Campaign 2010 was, for those of us who were in the thick of the process, alternately exhausting and awe-inspiring. Yet while invariably grueling, there was, for the most part, a long-running thread of exhilaration in what was a clear zeitgeist of a people seeking a fresh, hopeful start. Today the country stands on the threshold of a new day, highlighting much of what elections and democracy signify: the tasks of restoring, renewing, reforming.

 

Democratic elections, after all, means more than a popular vote, a citizenry’s primary civic duty to choose their leaders.  It sets the ground anew for a national make-over, as it were: correcting abuses, exacting accountability, redressing grievance, redrawing policy agendas, galvanizing yet again public support, nurturing collective hope and national purpose.

A herculean order no doubt.  Apparent President-elect Noynoy Aquino assumes the colossal mantle of a leadership at a crossroads in the country’s history. Expectations are running high, perhaps unrealistic in large part, for Noynoy to fix the nation’s broken systems and eradicate social ills as if all he had to deploy were the magical powers of a presidential wand.

The Internet makes this amorphous re-establishing of a ‘social contract’ more immediate – and at times whimsical, irreverent and outrageous. Social networking sites and the blogosphere are agog with sundry advice and earnest suggestions for the new president from every Tomas, Pedro and Juan who wants to weigh in on a national discourse.  This is, by account of the wonders of e-democracy, something to celebrate.

But if history lessons are anything to go by, in these rising expectations are embedded the seeds of disenchantment and frustration. More than the imperative to effectively manage reform agendas and administering affairs of state is the pressing need to manage expectations and competing interests as a new page is turned in governing this country.

We know how fleeting or fickle public opinion could be. In a multimedia-driven age of instant feedback and reaction, leaders can just as quickly ride the crest of popularity and public approval as they can just as rapidly suffer the pitfalls of public derision – or hostility – that arise from dashed hopes.
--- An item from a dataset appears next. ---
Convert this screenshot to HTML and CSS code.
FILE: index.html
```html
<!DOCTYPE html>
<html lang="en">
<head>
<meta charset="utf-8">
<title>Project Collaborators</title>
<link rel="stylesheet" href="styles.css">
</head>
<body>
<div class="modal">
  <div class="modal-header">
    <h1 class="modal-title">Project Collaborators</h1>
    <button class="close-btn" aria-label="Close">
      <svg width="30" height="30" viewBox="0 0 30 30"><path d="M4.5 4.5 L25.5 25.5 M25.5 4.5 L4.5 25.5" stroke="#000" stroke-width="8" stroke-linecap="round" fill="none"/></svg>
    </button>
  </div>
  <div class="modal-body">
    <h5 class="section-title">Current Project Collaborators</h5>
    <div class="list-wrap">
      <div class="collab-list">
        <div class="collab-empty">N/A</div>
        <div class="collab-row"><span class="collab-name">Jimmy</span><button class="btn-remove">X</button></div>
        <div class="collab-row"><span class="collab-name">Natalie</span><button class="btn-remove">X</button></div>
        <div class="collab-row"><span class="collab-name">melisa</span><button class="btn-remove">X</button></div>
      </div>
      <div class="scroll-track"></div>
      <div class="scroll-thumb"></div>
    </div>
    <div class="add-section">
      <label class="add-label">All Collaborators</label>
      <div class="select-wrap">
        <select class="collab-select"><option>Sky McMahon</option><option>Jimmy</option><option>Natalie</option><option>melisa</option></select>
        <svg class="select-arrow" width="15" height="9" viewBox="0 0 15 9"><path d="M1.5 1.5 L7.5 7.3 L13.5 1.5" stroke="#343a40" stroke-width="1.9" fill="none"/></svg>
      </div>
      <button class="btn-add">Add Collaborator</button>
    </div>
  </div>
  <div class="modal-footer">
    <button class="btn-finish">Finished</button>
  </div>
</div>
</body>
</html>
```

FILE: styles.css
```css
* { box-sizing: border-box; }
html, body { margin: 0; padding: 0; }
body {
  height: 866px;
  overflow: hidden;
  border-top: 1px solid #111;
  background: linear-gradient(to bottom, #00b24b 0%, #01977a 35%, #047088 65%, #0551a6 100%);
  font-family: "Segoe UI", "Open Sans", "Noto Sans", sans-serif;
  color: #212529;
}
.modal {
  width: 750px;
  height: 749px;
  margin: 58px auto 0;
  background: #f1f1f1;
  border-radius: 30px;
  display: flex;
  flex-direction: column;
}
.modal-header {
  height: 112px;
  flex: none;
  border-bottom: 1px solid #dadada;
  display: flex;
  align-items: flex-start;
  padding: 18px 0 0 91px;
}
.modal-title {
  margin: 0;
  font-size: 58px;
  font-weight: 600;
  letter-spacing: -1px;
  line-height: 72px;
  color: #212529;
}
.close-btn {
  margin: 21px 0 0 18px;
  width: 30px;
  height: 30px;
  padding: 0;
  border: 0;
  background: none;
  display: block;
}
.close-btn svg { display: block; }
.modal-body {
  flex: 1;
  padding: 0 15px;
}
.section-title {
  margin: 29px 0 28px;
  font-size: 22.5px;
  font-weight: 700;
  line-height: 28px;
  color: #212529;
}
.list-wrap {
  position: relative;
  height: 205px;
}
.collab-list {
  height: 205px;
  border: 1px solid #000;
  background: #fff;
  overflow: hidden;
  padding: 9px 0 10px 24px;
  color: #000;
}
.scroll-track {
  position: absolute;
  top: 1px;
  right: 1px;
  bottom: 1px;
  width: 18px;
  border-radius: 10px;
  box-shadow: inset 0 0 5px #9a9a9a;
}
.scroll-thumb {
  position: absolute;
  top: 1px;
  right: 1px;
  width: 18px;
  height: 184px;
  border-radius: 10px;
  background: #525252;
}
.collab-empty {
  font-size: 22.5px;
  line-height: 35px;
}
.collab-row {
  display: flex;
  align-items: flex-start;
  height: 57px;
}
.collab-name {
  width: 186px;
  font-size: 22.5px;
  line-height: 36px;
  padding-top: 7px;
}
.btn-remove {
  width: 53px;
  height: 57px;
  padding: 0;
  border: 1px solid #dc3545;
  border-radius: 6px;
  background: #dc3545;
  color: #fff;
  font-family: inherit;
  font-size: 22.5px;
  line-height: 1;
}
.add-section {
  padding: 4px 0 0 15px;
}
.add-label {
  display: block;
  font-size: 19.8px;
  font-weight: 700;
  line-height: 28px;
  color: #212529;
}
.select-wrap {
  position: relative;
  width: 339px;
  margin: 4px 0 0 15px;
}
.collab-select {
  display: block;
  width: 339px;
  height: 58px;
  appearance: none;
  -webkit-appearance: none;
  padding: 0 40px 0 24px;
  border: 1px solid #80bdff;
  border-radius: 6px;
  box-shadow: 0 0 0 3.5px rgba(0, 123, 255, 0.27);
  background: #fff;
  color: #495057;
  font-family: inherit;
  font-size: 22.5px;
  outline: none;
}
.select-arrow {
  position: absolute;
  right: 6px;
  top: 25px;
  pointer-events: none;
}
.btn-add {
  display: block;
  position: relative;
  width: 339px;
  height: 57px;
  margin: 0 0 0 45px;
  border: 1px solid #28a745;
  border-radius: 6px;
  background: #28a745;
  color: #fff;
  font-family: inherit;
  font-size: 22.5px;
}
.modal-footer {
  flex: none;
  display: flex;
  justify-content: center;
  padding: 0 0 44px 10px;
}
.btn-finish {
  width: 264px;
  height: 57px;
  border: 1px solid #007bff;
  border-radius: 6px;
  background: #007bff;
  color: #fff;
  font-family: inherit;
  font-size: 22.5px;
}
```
My own unsolicited take on this landscape of what is a highly volatile political environment is for the new president to put a premium on seriously engaging as many sectors as he can in, say, the first 100 days.  There is nothing novel in this, of course, but a honest-to-goodness workable framework of multi-stakeholder cooperation in critical fronts – labor and the economy, education, health, anti-corruption, agriculture, the environment, Mindanao -- is needed more than ever.
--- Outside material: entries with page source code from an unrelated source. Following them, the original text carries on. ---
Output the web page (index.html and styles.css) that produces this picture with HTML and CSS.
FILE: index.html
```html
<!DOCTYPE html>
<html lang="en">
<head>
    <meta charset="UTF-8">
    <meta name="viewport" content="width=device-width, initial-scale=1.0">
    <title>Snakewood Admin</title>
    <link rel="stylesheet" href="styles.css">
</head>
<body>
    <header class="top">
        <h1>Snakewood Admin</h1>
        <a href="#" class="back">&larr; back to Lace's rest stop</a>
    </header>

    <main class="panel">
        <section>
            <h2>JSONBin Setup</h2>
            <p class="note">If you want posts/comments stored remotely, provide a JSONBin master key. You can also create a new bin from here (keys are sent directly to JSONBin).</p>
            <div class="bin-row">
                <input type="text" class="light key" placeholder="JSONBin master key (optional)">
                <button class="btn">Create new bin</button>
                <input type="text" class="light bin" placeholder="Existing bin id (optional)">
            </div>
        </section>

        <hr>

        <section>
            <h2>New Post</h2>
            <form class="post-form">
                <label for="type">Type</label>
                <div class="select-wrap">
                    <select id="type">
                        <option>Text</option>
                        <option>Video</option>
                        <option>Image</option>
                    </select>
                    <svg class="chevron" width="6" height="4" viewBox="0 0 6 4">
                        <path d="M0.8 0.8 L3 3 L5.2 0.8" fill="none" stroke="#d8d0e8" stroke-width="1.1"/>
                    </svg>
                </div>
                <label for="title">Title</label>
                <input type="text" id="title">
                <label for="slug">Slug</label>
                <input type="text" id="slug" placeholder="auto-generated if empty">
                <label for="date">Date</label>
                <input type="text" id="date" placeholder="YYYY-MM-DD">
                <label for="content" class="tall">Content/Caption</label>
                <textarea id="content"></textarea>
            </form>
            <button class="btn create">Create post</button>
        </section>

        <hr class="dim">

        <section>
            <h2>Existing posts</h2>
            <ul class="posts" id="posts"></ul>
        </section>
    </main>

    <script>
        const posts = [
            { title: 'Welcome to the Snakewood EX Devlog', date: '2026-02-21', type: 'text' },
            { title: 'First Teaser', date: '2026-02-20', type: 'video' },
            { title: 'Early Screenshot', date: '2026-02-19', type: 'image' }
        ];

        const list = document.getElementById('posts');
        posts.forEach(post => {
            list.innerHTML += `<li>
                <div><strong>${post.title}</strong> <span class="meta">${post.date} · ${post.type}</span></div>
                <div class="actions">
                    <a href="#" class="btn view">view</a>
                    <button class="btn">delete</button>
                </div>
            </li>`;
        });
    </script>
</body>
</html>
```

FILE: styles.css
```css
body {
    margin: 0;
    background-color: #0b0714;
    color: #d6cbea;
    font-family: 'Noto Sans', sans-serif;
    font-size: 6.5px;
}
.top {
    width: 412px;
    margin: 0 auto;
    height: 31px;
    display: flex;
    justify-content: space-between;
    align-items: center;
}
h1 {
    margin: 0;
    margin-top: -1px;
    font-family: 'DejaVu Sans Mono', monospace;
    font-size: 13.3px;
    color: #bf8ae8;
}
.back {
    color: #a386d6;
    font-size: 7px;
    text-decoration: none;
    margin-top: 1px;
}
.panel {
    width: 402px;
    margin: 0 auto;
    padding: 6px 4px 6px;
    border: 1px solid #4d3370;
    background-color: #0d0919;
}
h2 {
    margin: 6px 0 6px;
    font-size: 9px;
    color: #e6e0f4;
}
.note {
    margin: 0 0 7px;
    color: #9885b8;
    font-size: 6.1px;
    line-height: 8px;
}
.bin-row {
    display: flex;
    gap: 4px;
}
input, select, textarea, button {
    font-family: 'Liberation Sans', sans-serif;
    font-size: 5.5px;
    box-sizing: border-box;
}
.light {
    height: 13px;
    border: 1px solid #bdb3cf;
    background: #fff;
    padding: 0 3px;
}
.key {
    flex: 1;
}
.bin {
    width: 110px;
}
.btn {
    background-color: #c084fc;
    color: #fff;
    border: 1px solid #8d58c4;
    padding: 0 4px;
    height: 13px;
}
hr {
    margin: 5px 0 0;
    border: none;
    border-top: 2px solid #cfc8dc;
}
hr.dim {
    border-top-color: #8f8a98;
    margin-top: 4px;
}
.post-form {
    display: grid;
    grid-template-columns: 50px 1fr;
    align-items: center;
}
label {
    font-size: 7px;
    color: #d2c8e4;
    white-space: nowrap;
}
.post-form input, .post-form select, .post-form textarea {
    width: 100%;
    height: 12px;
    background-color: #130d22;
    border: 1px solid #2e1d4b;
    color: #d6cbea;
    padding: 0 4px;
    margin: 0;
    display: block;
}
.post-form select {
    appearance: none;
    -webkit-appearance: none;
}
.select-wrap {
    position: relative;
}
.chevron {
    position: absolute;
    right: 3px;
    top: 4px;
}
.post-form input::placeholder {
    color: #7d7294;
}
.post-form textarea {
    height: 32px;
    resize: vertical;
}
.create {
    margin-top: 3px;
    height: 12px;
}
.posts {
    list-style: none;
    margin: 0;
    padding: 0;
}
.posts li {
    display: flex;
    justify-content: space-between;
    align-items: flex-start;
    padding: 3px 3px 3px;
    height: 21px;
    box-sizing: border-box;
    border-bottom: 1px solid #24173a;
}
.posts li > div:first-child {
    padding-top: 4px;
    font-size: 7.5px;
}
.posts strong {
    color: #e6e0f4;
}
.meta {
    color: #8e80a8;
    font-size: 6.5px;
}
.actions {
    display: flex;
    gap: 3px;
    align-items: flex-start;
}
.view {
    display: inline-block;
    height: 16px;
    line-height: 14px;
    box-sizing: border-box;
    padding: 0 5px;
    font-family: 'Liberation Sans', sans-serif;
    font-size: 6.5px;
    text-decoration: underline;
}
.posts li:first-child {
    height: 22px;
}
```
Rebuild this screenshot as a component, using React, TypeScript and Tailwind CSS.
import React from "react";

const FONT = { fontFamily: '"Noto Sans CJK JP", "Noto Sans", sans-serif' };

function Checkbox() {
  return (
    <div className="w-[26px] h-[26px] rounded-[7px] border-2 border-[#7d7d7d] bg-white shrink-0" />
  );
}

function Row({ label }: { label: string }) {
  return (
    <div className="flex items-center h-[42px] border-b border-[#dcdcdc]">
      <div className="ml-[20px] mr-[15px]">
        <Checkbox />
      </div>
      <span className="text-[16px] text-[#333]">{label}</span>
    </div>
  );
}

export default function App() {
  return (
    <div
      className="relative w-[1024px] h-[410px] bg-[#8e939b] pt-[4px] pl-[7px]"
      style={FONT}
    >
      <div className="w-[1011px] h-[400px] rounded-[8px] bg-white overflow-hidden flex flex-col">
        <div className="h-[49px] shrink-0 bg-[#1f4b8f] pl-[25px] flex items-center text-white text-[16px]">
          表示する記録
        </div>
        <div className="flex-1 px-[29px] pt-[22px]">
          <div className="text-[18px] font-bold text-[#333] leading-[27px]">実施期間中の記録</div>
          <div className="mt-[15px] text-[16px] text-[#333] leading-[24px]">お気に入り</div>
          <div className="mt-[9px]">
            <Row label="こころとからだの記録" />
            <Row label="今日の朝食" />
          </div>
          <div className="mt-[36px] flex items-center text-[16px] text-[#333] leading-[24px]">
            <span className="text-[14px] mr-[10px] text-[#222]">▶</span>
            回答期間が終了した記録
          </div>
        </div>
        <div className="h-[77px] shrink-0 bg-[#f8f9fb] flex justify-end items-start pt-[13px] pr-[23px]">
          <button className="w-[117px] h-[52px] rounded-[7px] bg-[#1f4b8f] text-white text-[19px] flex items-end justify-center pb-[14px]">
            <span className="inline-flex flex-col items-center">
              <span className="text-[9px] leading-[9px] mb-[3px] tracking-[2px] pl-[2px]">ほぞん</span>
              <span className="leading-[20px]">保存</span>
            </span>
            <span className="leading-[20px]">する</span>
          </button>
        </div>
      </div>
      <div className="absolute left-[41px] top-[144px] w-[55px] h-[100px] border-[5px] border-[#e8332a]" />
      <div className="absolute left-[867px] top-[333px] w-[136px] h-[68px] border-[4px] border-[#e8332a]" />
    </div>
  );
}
Coupled with this is the need for Noynoy to choose his official team well, representing the electorate’s demand for diversity, competence, integrity and fresh-faced, forward-looking energy in government.  Jockeying for positions and the reality of horse-trading and compromises are stock-in-trade in politics, but the zeitgeist of a reawakened ‘people-power’ calls for nothing less than bolder initiatives and out-of-box approaches to managing the tensions of what is unavoidably a field of intense contestation of ideas and interests.

For all the daunting challenges we face, the days ahead hold much promise.  The new president’s vast mandate offers a sharp trajectory of change and renewal for the damaged institutions of government, as in the spirit of people who on May 10 reclaimed their democracy, even in the face of recalcitrant trapo forces and the widespread use of ‘gold and (some) guns.'

In the course of the campaign I saw Noynoy’s amazing evolution into the role of candidate-leader – from initial reluctance to the full embrace of moral duty to the country and its future.  If only for that, our country should be off to a solid start – and well-positioned with a new President Aquino at the helm to take the next big leaps forward.

 

Neric Acosta, three-term Bukidnon congressman and professor of public policy, was Liberal Party senatorial candidate in the 2010 elections.